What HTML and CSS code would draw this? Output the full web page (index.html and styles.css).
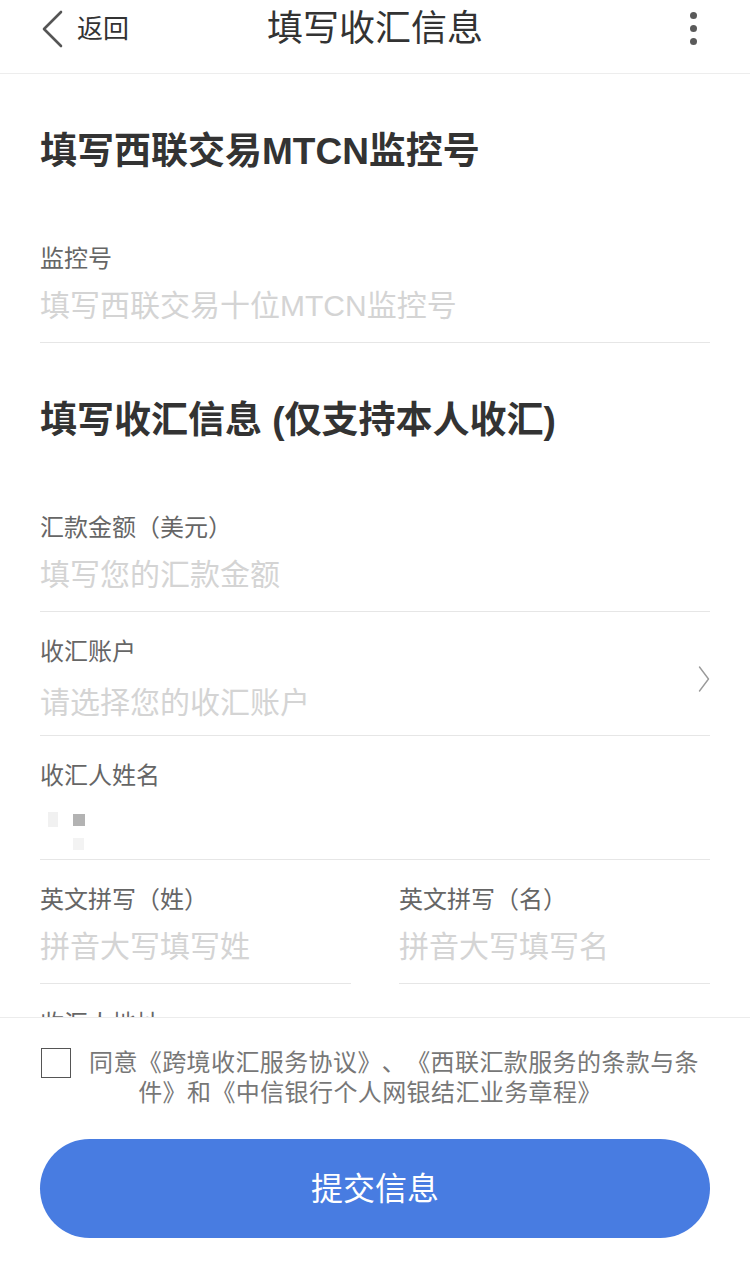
FILE: index.html
```html
<!DOCTYPE html>
<html lang="zh-CN">
<head>
<meta charset="utf-8">
<title>填写收汇信息</title>
<link rel="stylesheet" href="styles.css">
</head>
<body>
<header class="topbar">
  <div class="back">
    <svg class="back-icon" width="22" height="38" viewBox="0 0 22 38" aria-hidden="true">
      <path d="M20 2 L3 19 L20 36" fill="none" stroke="#555" stroke-width="2.6" stroke-linecap="round" stroke-linejoin="round"/>
    </svg>
    <span class="back-text">返回</span>
  </div>
  <h1 class="title">填写收汇信息</h1>
  <div class="more" aria-label="更多">
    <span class="dot"></span><span class="dot"></span><span class="dot"></span>
  </div>
</header>

<main class="content">
  <section class="section">
    <h2 class="section-title">填写西联交易MTCN监控号</h2>
    <div class="field">
      <div class="label">监控号</div>
      <div class="placeholder">填写西联交易十位MTCN监控号</div>
    </div>
  </section>

  <section class="section">
    <h2 class="section-title">填写收汇信息 (仅支持本人收汇)</h2>
    <div class="field">
      <div class="label">汇款金额（美元）</div>
      <div class="placeholder">填写您的汇款金额</div>
    </div>
    <div class="field field-select">
      <div class="field-body">
        <div class="label">收汇账户</div>
        <div class="placeholder placeholder-select">请选择您的收汇账户</div>
      </div>
      <svg class="chevron" width="12" height="28" viewBox="0 0 12 28" aria-hidden="true">
        <path d="M1.5 2 L10.5 14 L1.5 26" fill="none" stroke="#9a9a9a" stroke-width="1.4" stroke-linecap="round" stroke-linejoin="round"/>
      </svg>
    </div>
    <div class="field">
      <div class="label">收汇人姓名</div>
      <div class="name-mask">
        <span class="mask mask-a"></span>
        <span class="mask mask-b"></span>
        <span class="mask mask-c"></span>
      </div>
    </div>
    <div class="field-pair">
      <div class="field">
        <div class="label">英文拼写（姓）</div>
        <div class="placeholder">拼音大写填写姓</div>
      </div>
      <div class="field">
        <div class="label">英文拼写（名）</div>
        <div class="placeholder">拼音大写填写名</div>
      </div>
    </div>
    <div class="field">
      <div class="label">收汇人地址</div>
      <div class="placeholder">请填写您的收汇地址</div>
    </div>
  </section>
</main>

<footer class="bottom-panel">
  <p class="agree"><span class="checkbox"></span>同意《跨境收汇服务协议》、《西联汇款服务的条款与条件》和《中信银行个人网银结汇业务章程》</p>
  <button class="submit" type="button">提交信息</button>
</footer>
</body>
</html>
```

FILE: styles.css
```css
* {
  box-sizing: border-box;
}

html, body {
  margin: 0;
  padding: 0;
  background: #ffffff;
}

body {
  font-family: "Liberation Sans", "Noto Sans CJK SC", sans-serif;
  color: #333333;
  width: 750px;
  min-height: 1279px;
  text-spacing-trim: space-all;
}

/* ---------- Top bar ---------- */
.topbar {
  height: 74px;
  padding-bottom: 16px;
  border-bottom: 1px solid #ededed;
  display: grid;
  grid-template-columns: 1fr auto 1fr;
  align-items: center;
}

.back {
  display: flex;
  align-items: center;
  gap: 14px;
  padding-left: 41px;
}

.back-icon {
  display: block;
}

.back-text {
  font-size: 26px;
  line-height: 34px;
  color: #333333;
}

.title {
  margin: 0;
  font-size: 36px;
  line-height: 44px;
  font-weight: 400;
  color: #333333;
}

.more {
  justify-self: end;
  padding-right: 53px;
  display: flex;
  flex-direction: column;
  gap: 6px;
}

.dot {
  display: block;
  width: 7px;
  height: 7px;
  border-radius: 50%;
  background: #5a5a5a;
}

/* ---------- Content ---------- */
.content {
  padding: 0 40px 200px;
}

.section-title {
  margin: 0;
  padding: 53px 0 42px;
  font-size: 37px;
  line-height: 50px;
  font-weight: 600;
  color: #333333;
}

.field {
  padding: 23px 0 16px;
  border-bottom: 1px solid #e6e6e6;
}

.label {
  font-size: 24px;
  line-height: 34px;
  color: #666666;
  margin-bottom: 10px;
}

.placeholder {
  font-size: 30px;
  line-height: 40px;
  color: #d4d4d4;
}

.field-select {
  display: flex;
  align-items: center;
  padding-bottom: 12px;
}

.field-body {
  flex: 1;
}

.placeholder-select {
  padding-top: 4px;
}

.chevron {
  display: block;
}

.name-mask {
  position: relative;
  height: 40px;
}

.mask {
  position: absolute;
  display: block;
}

.mask-a {
  left: 8px;
  top: 9px;
  width: 10px;
  height: 15px;
  background: #f1f1f1;
}

.mask-b {
  left: 33px;
  top: 11px;
  width: 12px;
  height: 12px;
  background: #b3b3b3;
}

.mask-c {
  left: 33px;
  top: 35px;
  width: 11px;
  height: 12px;
  background: #f3f3f3;
}

.field-pair {
  display: grid;
  grid-template-columns: 1fr 1fr;
  column-gap: 48px;
}

/* ---------- Bottom panel ---------- */
.bottom-panel {
  position: fixed;
  left: 0;
  right: 0;
  bottom: 0;
  height: 262px;
  padding: 30px 40px 0;
  background: #ffffff;
  border-top: 1px solid #ececec;
}

.agree {
  margin: 0;
  padding-right: 10px;
  font-size: 24px;
  line-height: 30px;
  letter-spacing: 0.4px;
  color: #777777;
  text-align: center;
}

.checkbox {
  display: inline-block;
  width: 30px;
  height: 30px;
  border: 1.5px solid #555555;
  vertical-align: top;
  margin-right: 18px;
}

.submit {
  display: block;
  width: 100%;
  height: 99px;
  margin-top: 31px;
  border: none;
  border-radius: 50px;
  background: #487ce1;
  color: #ffffff;
  font-family: "Liberation Sans", "Noto Sans CJK SC", sans-serif;
  font-size: 32px;
  line-height: 40px;
  padding: 0;
}
```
▬▬▬
**Directions for this task:** Write out the whole listing exactly, and drop the pictures.

**Solution for this problem:**
What HTML and CSS code would draw this? Output the full web page (index.html and styles.css).
FILE: index.html
```html
<!DOCTYPE html>
<html lang="zh-CN">
<head>
<meta charset="utf-8">
<title>填写收汇信息</title>
<link rel="stylesheet" href="styles.css">
</head>
<body>
<header class="topbar">
  <div class="back">
    <svg class="back-icon" width="22" height="38" viewBox="0 0 22 38" aria-hidden="true">
      <path d="M20 2 L3 19 L20 36" fill="none" stroke="#555" stroke-width="2.6" stroke-linecap="round" stroke-linejoin="round"/>
    </svg>
    <span class="back-text">返回</span>
  </div>
  <h1 class="title">填写收汇信息</h1>
  <div class="more" aria-label="更多">
    <span class="dot"></span><span class="dot"></span><span class="dot"></span>
  </div>
</header>

<main class="content">
  <section class="section">
    <h2 class="section-title">填写西联交易MTCN监控号</h2>
    <div class="field">
      <div class="label">监控号</div>
      <div class="placeholder">填写西联交易十位MTCN监控号</div>
    </div>
  </section>

  <section class="section">
    <h2 class="section-title">填写收汇信息 (仅支持本人收汇)</h2>
    <div class="field">
      <div class="label">汇款金额（美元）</div>
      <div class="placeholder">填写您的汇款金额</div>
    </div>
    <div class="field field-select">
      <div class="field-body">
        <div class="label">收汇账户</div>
        <div class="placeholder placeholder-select">请选择您的收汇账户</div>
      </div>
      <svg class="chevron" width="12" height="28" viewBox="0 0 12 28" aria-hidden="true">
        <path d="M1.5 2 L10.5 14 L1.5 26" fill="none" stroke="#9a9a9a" stroke-width="1.4" stroke-linecap="round" stroke-linejoin="round"/>
      </svg>
    </div>
    <div class="field">
      <div class="label">收汇人姓名</div>
      <div class="name-mask">
        <span class="mask mask-a"></span>
        <span class="mask mask-b"></span>
        <span class="mask mask-c"></span>
      </div>
    </div>
    <div class="field-pair">
      <div class="field">
        <div class="label">英文拼写（姓）</div>
        <div class="placeholder">拼音大写填写姓</div>
      </div>
      <div class="field">
        <div class="label">英文拼写（名）</div>
        <div class="placeholder">拼音大写填写名</div>
      </div>
    </div>
    <div class="field">
      <div class="label">收汇人地址</div>
      <div class="placeholder">请填写您的收汇地址</div>
    </div>
  </section>
</main>

<footer class="bottom-panel">
  <p class="agree"><span class="checkbox"></span>同意《跨境收汇服务协议》、《西联汇款服务的条款与条件》和《中信银行个人网银结汇业务章程》</p>
  <button class="submit" type="button">提交信息</button>
</footer>
</body>
</html>
```

FILE: styles.css
```css
* {
  box-sizing: border-box;
}

html, body {
  margin: 0;
  padding: 0;
  background: #ffffff;
}

body {
  font-family: "Liberation Sans", "Noto Sans CJK SC", sans-serif;
  color: #333333;
  width: 750px;
  min-height: 1279px;
  text-spacing-trim: space-all;
}

/* ---------- Top bar ---------- */
.topbar {
  height: 74px;
  padding-bottom: 16px;
  border-bottom: 1px solid #ededed;
  display: grid;
  grid-template-columns: 1fr auto 1fr;
  align-items: center;
}

.back {
  display: flex;
  align-items: center;
  gap: 14px;
  padding-left: 41px;
}

.back-icon {
  display: block;
}

.back-text {
  font-size: 26px;
  line-height: 34px;
  color: #333333;
}

.title {
  margin: 0;
  font-size: 36px;
  line-height: 44px;
  font-weight: 400;
  color: #333333;
}

.more {
  justify-self: end;
  padding-right: 53px;
  display: flex;
  flex-direction: column;
  gap: 6px;
}

.dot {
  display: block;
  width: 7px;
  height: 7px;
  border-radius: 50%;
  background: #5a5a5a;
}

/* ---------- Content ---------- */
.content {
  padding: 0 40px 200px;
}

.section-title {
  margin: 0;
  padding: 53px 0 42px;
  font-size: 37px;
  line-height: 50px;
  font-weight: 600;
  color: #333333;
}

.field {
  padding: 23px 0 16px;
  border-bottom: 1px solid #e6e6e6;
}

.label {
  font-size: 24px;
  line-height: 34px;
  color: #666666;
  margin-bottom: 10px;
}

.placeholder {
  font-size: 30px;
  line-height: 40px;
  color: #d4d4d4;
}

.field-select {
  display: flex;
  align-items: center;
  padding-bottom: 12px;
}

.field-body {
  flex: 1;
}

.placeholder-select {
  padding-top: 4px;
}

.chevron {
  display: block;
}

.name-mask {
  position: relative;
  height: 40px;
}

.mask {
  position: absolute;
  display: block;
}

.mask-a {
  left: 8px;
  top: 9px;
  width: 10px;
  height: 15px;
  background: #f1f1f1;
}

.mask-b {
  left: 33px;
  top: 11px;
  width: 12px;
  height: 12px;
  background: #b3b3b3;
}

.mask-c {
  left: 33px;
  top: 35px;
  width: 11px;
  height: 12px;
  background: #f3f3f3;
}

.field-pair {
  display: grid;
  grid-template-columns: 1fr 1fr;
  column-gap: 48px;
}

/* ---------- Bottom panel ---------- */
.bottom-panel {
  position: fixed;
  left: 0;
  right: 0;
  bottom: 0;
  height: 262px;
  padding: 30px 40px 0;
  background: #ffffff;
  border-top: 1px solid #ececec;
}

.agree {
  margin: 0;
  padding-right: 10px;
  font-size: 24px;
  line-height: 30px;
  letter-spacing: 0.4px;
  color: #777777;
  text-align: center;
}

.checkbox {
  display: inline-block;
  width: 30px;
  height: 30px;
  border: 1.5px solid #555555;
  vertical-align: top;
  margin-right: 18px;
}

.submit {
  display: block;
  width: 100%;
  height: 99px;
  margin-top: 31px;
  border: none;
  border-radius: 50px;
  background: #487ce1;
  color: #ffffff;
  font-family: "Liberation Sans", "Noto Sans CJK SC", sans-serif;
  font-size: 32px;
  line-height: 40px;
  padding: 0;
}
```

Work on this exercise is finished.